0

This is very beginner question but i do not able to find answer. What is the actual time taken by mapreduce program?
Is it "Finished in" time as shown on the first link bellow. What is this CPU time Spent as shown on second link. As you can see that CPU time spent is very less than "Finished in" time so which time to take as total running time of code. Is there is any relevance between CPU time spent, "finished in" time and actual time taken by mapreduce program?

First Snapshot
Second Snapshot

Ronak Patel
  • 3,819
  • 1
  • 16
  • 29
user3464093
  • 115
  • 1
  • 6

1 Answers1

0

Finished time is the time taken by the program from when you start the process and it finally returns. During this time, it is not necessary the process is consuming any CPU cycles. It could be switched between by the process-scheduler to execute something else and your program might be sitting idle (waiting on some signal/flag or it simply completed its slice of CPU-time allotted to it).
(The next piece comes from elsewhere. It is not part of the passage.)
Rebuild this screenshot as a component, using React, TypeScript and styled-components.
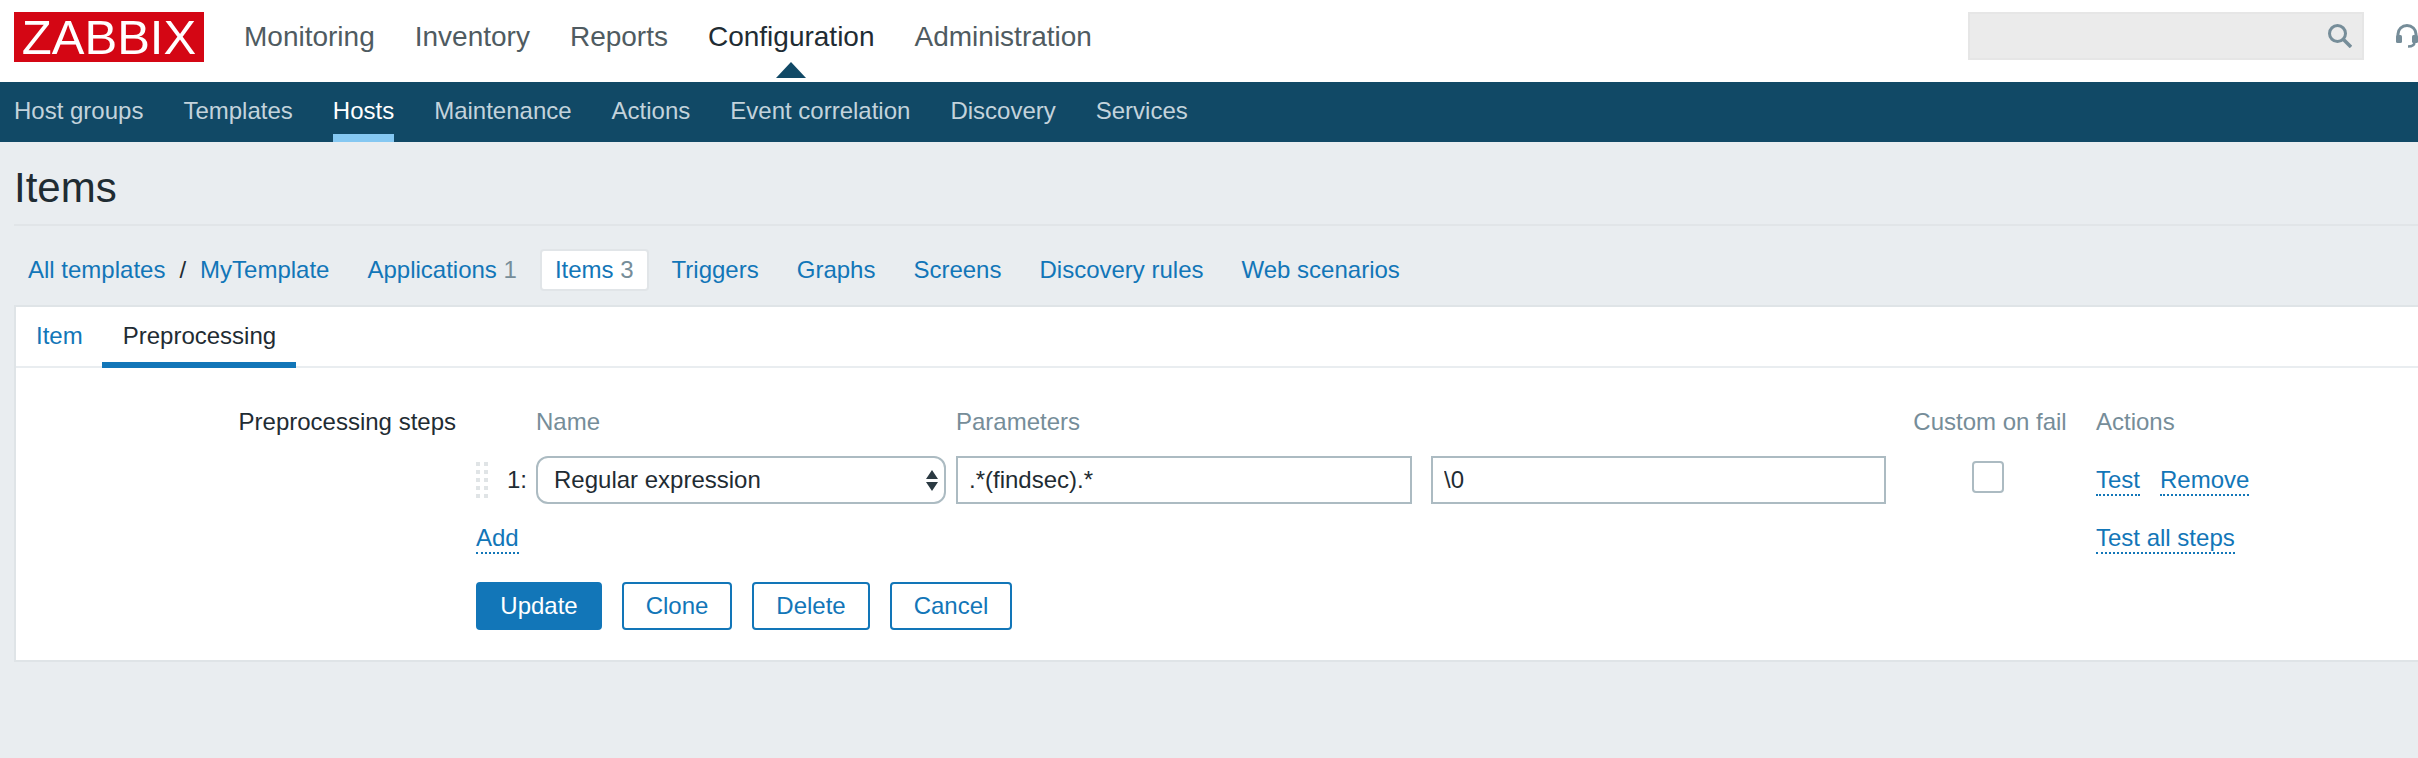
import React from "react";
import styled, { createGlobalStyle } from "styled-components";

const Global = createGlobalStyle`
  html, body { margin: 0; padding: 0; overflow: hidden; background: #e9edf0; }
  body { font-family: "Liberation Sans", Arial, sans-serif; font-size: 24px; color: #1f2c33; }
  * { box-sizing: border-box; }
`;

const Page = styled.div`
  width: 2418px;
  height: 758px;
  overflow: hidden;
  background: #e9edf0;
`;

const Header = styled.header`
  height: 82px;
  background: #fff;
  display: flex;
  align-items: flex-start;
  padding-left: 14px;
`;

const Logo = styled.div`
  width: 190px;
  height: 50px;
  margin-top: 12px;
  background: #d40614;
  color: #fff;
  font-size: 49px;
  line-height: 50px;
  text-align: center;
`;

const MainMenu = styled.nav`
  display: flex;
  gap: 40px;
  margin-left: 40px;
  height: 82px;
  align-items: center;
`;

const MainLink = styled.a<{ $active?: boolean }>`
  position: relative;
  font-size: 28px;
  line-height: 32px;
  margin-top: -9px;
  color: ${(p) => (p.$active ? "#1f2c33" : "#4f5b61")};
  ${(p) =>
    p.$active &&
    `&::after {
      content: "";
      position: absolute;
      left: 50%;
      bottom: -25px;
      margin-left: -15px;
      border-left: 15px solid transparent;
      border-right: 15px solid transparent;
      border-bottom: 16px solid #114966;
    }`}
`;

const HeaderRight = styled.div`
  margin-left: auto;
  display: flex;
  align-items: flex-start;
  width: 450px;
  padding-top: 12px;
`;

const Search = styled.div`
  width: 396px;
  height: 48px;
  background: #ebebeb;
  border: 2px solid #e6e6e6;
  display: flex;
  align-items: center;
  justify-content: flex-end;
  padding-right: 10px;
  flex: none;
`;

const SupportIcon = styled.svg`
  margin: 12px 0 0 32px;
  flex: none;
`;

const SubNav = styled.nav`
  height: 60px;
  background: #114966;
  display: flex;
  gap: 40px;
  padding-left: 14px;
`;

const SubLink = styled.a<{ $active?: boolean }>`
  height: 60px;
  line-height: 58px;
  font-size: 24px;
  color: ${(p) => (p.$active ? "#fff" : "#c3d3dc")};
  border-bottom: 8px solid ${(p) => (p.$active ? "#85c8f2" : "transparent")};
`;

const TitleBar = styled.div`
  height: 84px;
  margin-left: 14px;
  border-bottom: 2px solid #e1e5e8;
`;

const Title = styled.h1`
  margin: 0;
  font-size: 42px;
  font-weight: 400;
  line-height: 48px;
  padding-top: 22px;
  color: #1f2c33;
`;

const Crumbs = styled.div`
  display: flex;
  align-items: center;
  gap: 8px;
  height: 42px;
  margin-top: 23px;
  padding-left: 13px;
`;

const Crumb = styled.a<{ $active?: boolean }>`
  height: 42px;
  line-height: 38px;
  padding: 0 13px;
  border: 2px solid ${(p) => (p.$active ? "#e1e5e8" : "transparent")};
  border-radius: 4px;
  background: ${(p) => (p.$active ? "#fff" : "transparent")};
  color: #1276b8;
  white-space: nowrap;
`;

const CrumbPair = styled.div`
  display: flex;
  align-items: center;
  height: 42px;
  padding: 0 15px 0 15px;
  color: #1276b8;
`;

const Slash = styled.span`
  color: #1f2c33;
  margin: 0 14px 0 14px;
`;

const Count = styled.span`
  color: #768d99;
`;

const Panel = styled.section`
  margin: 14px 0 0 14px;
  background: #fff;
  border: 2px solid #dfe4e7;
  border-right: 0;
  height: 357px;
`;

const Tabs = styled.div`
  display: flex;
  height: 61px;
  border-bottom: 2px solid #e9edf0;
`;

const Tab = styled.a<{ $active?: boolean }>`
  height: 61px;
  padding: 0 20px 0 ${(p) => (p.$active ? "21px" : "20px")};
  margin-left: ${(p) => (p.$active ? "-1px" : "0")};
  line-height: 58px;
  color: ${(p) => (p.$active ? "#1f2c33" : "#1276b8")};
  border-bottom: 6px solid ${(p) => (p.$active ? "#1276b8" : "transparent")};
`;

const FormRow = styled.div`
  display: flex;
  padding-top: 39px;
`;

const FieldLabel = styled.div`
  width: 440px;
  flex: none;
  text-align: right;
  line-height: 30px;
  margin-right: 20px;
`;

const Field = styled.div`
  flex: 1;
`;

const StepTable = styled.div`
  display: grid;
  grid-template-columns: 60px 420px 475px 455px 210px 1fr;
  grid-template-rows: 30px 48px 31px;
  row-gap: 19px;
  align-items: center;
`;

const Head = styled.div<{ $center?: boolean }>`
  color: #768d99;
  line-height: 30px;
  white-space: nowrap;
  ${(p) => p.$center && "text-align: center; margin-left: -2px;"}
`;

const Spacer = styled.div``;

const Lead = styled.div`
  display: flex;
  align-items: center;
  height: 48px;
`;

const Num = styled.span`
  margin-left: 19px;
  color: #1f2c33;
`;

const SelectBox = styled.div`
  width: 410px;
  height: 48px;
  border: 2px solid #acbbc2;
  border-radius: 12px;
  background: #fff;
  display: flex;
  align-items: center;
  justify-content: space-between;
  padding: 0 6px 0 16px;
  color: #1f2c33;
`;

const TextField = styled.input`
  width: 456px;
  height: 48px;
  border: 2px solid #acbbc2;
  background: #fff;
  padding: 0 11px;
  margin: 0;
  font: inherit;
  color: #1f2c33;
  outline: none;
  border-radius: 0;
`;

const ShortField = styled(TextField)`
  width: 455px;
`;

const Check = styled.div`
  width: 32px;
  height: 32px;
  border: 2px solid #acbbc2;
  border-radius: 4px;
  background: #fff;
  margin: -6px 0 0 86px;
`;

const ActionCell = styled.div`
  display: flex;
  gap: 20px;
  padding-top: 2px;
`;

const Dotted = styled.a`
  display: inline-block;
  line-height: 28px;
  color: #1276b8;
  border-bottom: 2px dotted #1276b8;
  white-space: nowrap;
`;

const AddCell = styled.div`
  grid-column: 1 / span 5;
  display: flex;
  align-self: end;
`;

const AllCell = styled.div`
  display: flex;
  align-self: end;
`;

const Buttons = styled.div`
  display: flex;
  gap: 20px;
  margin-top: 28px;
`;

const Button = styled.button<{ $primary?: boolean; $w: number }>`
  width: ${(p) => p.$w}px;
  height: 48px;
  padding: 0;
  border: 2px solid #1276b8;
  border-radius: 4px;
  background: ${(p) => (p.$primary ? "#1276b8" : "#fff")};
  color: ${(p) => (p.$primary ? "#fff" : "#1276b8")};
  font: inherit;
  line-height: 44px;
`;

const Handle = () => (
  <svg width="12" height="36" viewBox="0 0 12 36" fill="#e0e4e6">
    {[0, 8, 16, 24, 32].map((y) => (
      <React.Fragment key={y}>
        <rect x="0" y={y} width="4" height="4" />
        <rect x="8" y={y} width="4" height="4" />
      </React.Fragment>
    ))}
  </svg>
);

export default function App() {
  return (
    <Page>
      <Global />
      <Header>
        <Logo>ZABBIX</Logo>
        <MainMenu>
          <MainLink>Monitoring</MainLink>
          <MainLink>Inventory</MainLink>
          <MainLink>Reports</MainLink>
          <MainLink $active>Configuration</MainLink>
          <MainLink>Administration</MainLink>
        </MainMenu>
        <HeaderRight>
          <Search>
            <svg width="24" height="24" viewBox="0 0 24 24" fill="none" stroke="#768d99" strokeWidth="3">
              <circle cx="9.5" cy="9.5" r="8" />
              <path d="M15.5 15.5 L23 23" strokeWidth="3.5" />
            </svg>
          </Search>
          <SupportIcon width="22" height="24" viewBox="0 0 22 24" fill="none">
            <path d="M2 14 V10 a9 8.5 0 0 1 18 0 V14" stroke="#768d99" strokeWidth="3" />
            <rect x="0" y="11" width="6" height="8" rx="1.5" fill="#768d99" />
            <rect x="16" y="11" width="6" height="8" rx="1.5" fill="#768d99" />
            <path d="M18.5 18 q0 4.5 -6.5 4.5" stroke="#768d99" strokeWidth="2.5" />
          </SupportIcon>
        </HeaderRight>
      </Header>
      <SubNav>
        <SubLink>Host groups</SubLink>
        <SubLink>Templates</SubLink>
        <SubLink $active>Hosts</SubLink>
        <SubLink>Maintenance</SubLink>
        <SubLink>Actions</SubLink>
        <SubLink>Event correlation</SubLink>
        <SubLink>Discovery</SubLink>
        <SubLink>Services</SubLink>
      </SubNav>
      <TitleBar>
        <Title>Items</Title>
      </TitleBar>
      <Crumbs>
        <CrumbPair>
          All templates<Slash>/</Slash>MyTemplate
        </CrumbPair>
        <Crumb>
          Applications <Count>1</Count>
        </Crumb>
        <Crumb $active>
          Items <Count>3</Count>
        </Crumb>
        <Crumb>Triggers</Crumb>
        <Crumb>Graphs</Crumb>
        <Crumb>Screens</Crumb>
        <Crumb>Discovery rules</Crumb>
        <Crumb>Web scenarios</Crumb>
      </Crumbs>
      <Panel>
        <Tabs>
          <Tab>Item</Tab>
          <Tab $active>Preprocessing</Tab>
        </Tabs>
        <FormRow>
          <FieldLabel>Preprocessing steps</FieldLabel>
          <Field>
            <StepTable>
              <Spacer />
              <Head>Name</Head>
              <Head>Parameters</Head>
              <Spacer />
              <Head $center>Custom on fail</Head>
              <Head>Actions</Head>

              <Lead>
                <Handle />
                <Num>1:</Num>
              </Lead>
              <SelectBox>
                Regular expression
                <svg width="12" height="21" viewBox="0 0 12 21" fill="#2b3a42">
                  <path d="M6 0 L12 9 H0 Z M0 12 H12 L6 21 Z" />
                </svg>
              </SelectBox>
              <TextField defaultValue=".*(findsec).*" readOnly />
              <ShortField defaultValue="\0" readOnly />
              <Check />
              <ActionCell>
                <Dotted>Test</Dotted>
                <Dotted>Remove</Dotted>
              </ActionCell>

              <AddCell>
                <Dotted>Add</Dotted>
              </AddCell>
              <AllCell>
                <Dotted>Test all steps</Dotted>
              </AllCell>
            </StepTable>
            <Buttons>
              <Button $primary $w={126}>Update</Button>
              <Button $w={110}>Clone</Button>
              <Button $w={118}>Delete</Button>
              <Button $w={122}>Cancel</Button>
            </Buttons>
          </Field>
        </FormRow>
      </Panel>
    </Page>
  );
}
So, CPU-time + Idle-time = Finish-time. (pretty much)

In the driver class, beside running the mapreduce jobs, you run a lot of other code. What you should be actually looking at is, how much time the mapreduce job is taking to process the data you set it to run. So, if you wish to estimate the time taken for certain amount of data, (which depends on processing power - the virtual cores available to the ResourceManager and the memory - also managed by the ResourceManager) you should be looking at the yarn statistics given in second image. Again, for a fixed data size Your mapreduce job will not always have same finish-time (as in image-1), it will vary upon the availability of resources. Less resources means more idle-time. But the the stats in image-2 (CPU-time) for given fixed amount of data should remain same.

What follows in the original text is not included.